>> begin

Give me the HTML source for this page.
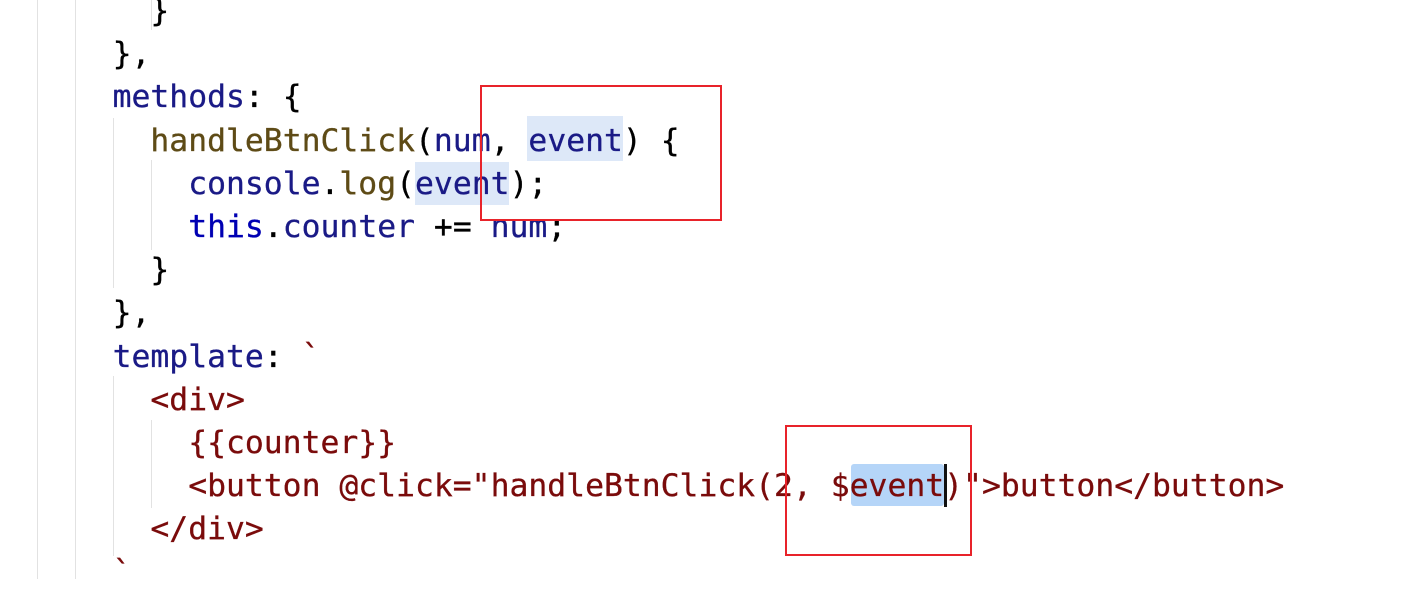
<!DOCTYPE html>
<html><head><meta charset="utf-8"><style>
body{margin:0;width:1417px;height:579px;background:#fff;overflow:hidden;position:relative}
.c{position:absolute;left:37px;top:-10px;font-family:"DejaVu Sans Mono","Liberation Mono",monospace;font-size:31.4px;line-height:43.2px;white-space:pre;color:#000;-webkit-text-stroke:0.3px currentColor}
.g{position:absolute;width:1px;background:#e2e2e2}
.k{color:#1a1a86}.f{color:#5e4b16}.t{color:#0000b3}.r{color:#7a0b0b}
.box{position:absolute;border:2px solid #e8232a}
.hl{position:absolute;background:#dde8f8}
</style></head><body>
<div class="g" style="left:37px;top:0;height:579px"></div>
<div class="g" style="left:75px;top:0;height:579px"></div>
<div class="g" style="left:113px;top:118px;height:170px"></div>
<div class="g" style="left:113px;top:376px;height:180px"></div>
<div class="g" style="left:151px;top:0;height:30px"></div>
<div class="g" style="left:151px;top:160px;height:90px"></div>
<div class="g" style="left:151px;top:420px;height:88px"></div>
<div class="hl" style="left:527px;top:116px;width:96px;height:45px"></div>
<div class="hl" style="left:415px;top:162px;width:94px;height:43px"></div>
<div class="hl" style="left:851px;top:464px;width:93px;height:42px;background:#b5d5f8;border-radius:3px"></div>
<div style="position:absolute;left:944px;top:464px;width:3px;height:43px;background:#111"></div>
<div class="c">      }
    },
    <span class="k">methods</span>: {
      <span class="f">handleBtnClick</span>(<span class="k">num</span>, <span class="k">event</span>) {
        <span class="k">console</span>.<span class="f">log</span>(<span class="k">event</span>);
        <span class="t">this</span>.<span class="k">counter</span> += <span class="k">num</span>;
      }
    },
    <span class="k">template</span>: <span class="r">`</span>
<span class="r">      &lt;div&gt;
        {{counter}}
        &lt;button @click="handleBtnClick(2, $event)"&gt;button&lt;/button&gt;
      &lt;/div&gt;
    `</span></div>
<div class="box" style="left:480px;top:85px;width:238px;height:132px"></div>
<div class="box" style="left:785px;top:425px;width:183px;height:127px"></div>
</body></html>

>> end

*Problem description:* Copy the whole of the material above exactly, but not its images.

*Solved exercise:*
Give me the HTML source for this page.
<!DOCTYPE html>
<html><head><meta charset="utf-8"><style>
body{margin:0;width:1417px;height:579px;background:#fff;overflow:hidden;position:relative}
.c{position:absolute;left:37px;top:-10px;font-family:"DejaVu Sans Mono","Liberation Mono",monospace;font-size:31.4px;line-height:43.2px;white-space:pre;color:#000;-webkit-text-stroke:0.3px currentColor}
.g{position:absolute;width:1px;background:#e2e2e2}
.k{color:#1a1a86}.f{color:#5e4b16}.t{color:#0000b3}.r{color:#7a0b0b}
.box{position:absolute;border:2px solid #e8232a}
.hl{position:absolute;background:#dde8f8}
</style></head><body>
<div class="g" style="left:37px;top:0;height:579px"></div>
<div class="g" style="left:75px;top:0;height:579px"></div>
<div class="g" style="left:113px;top:118px;height:170px"></div>
<div class="g" style="left:113px;top:376px;height:180px"></div>
<div class="g" style="left:151px;top:0;height:30px"></div>
<div class="g" style="left:151px;top:160px;height:90px"></div>
<div class="g" style="left:151px;top:420px;height:88px"></div>
<div class="hl" style="left:527px;top:116px;width:96px;height:45px"></div>
<div class="hl" style="left:415px;top:162px;width:94px;height:43px"></div>
<div class="hl" style="left:851px;top:464px;width:93px;height:42px;background:#b5d5f8;border-radius:3px"></div>
<div style="position:absolute;left:944px;top:464px;width:3px;height:43px;background:#111"></div>
<div class="c">      }
    },
    <span class="k">methods</span>: {
      <span class="f">handleBtnClick</span>(<span class="k">num</span>, <span class="k">event</span>) {
        <span class="k">console</span>.<span class="f">log</span>(<span class="k">event</span>);
        <span class="t">this</span>.<span class="k">counter</span> += <span class="k">num</span>;
      }
    },
    <span class="k">template</span>: <span class="r">`</span>
<span class="r">      &lt;div&gt;
        {{counter}}
        &lt;button @click="handleBtnClick(2, $event)"&gt;button&lt;/button&gt;
      &lt;/div&gt;
    `</span></div>
<div class="box" style="left:480px;top:85px;width:238px;height:132px"></div>
<div class="box" style="left:785px;top:425px;width:183px;height:127px"></div>
</body></html>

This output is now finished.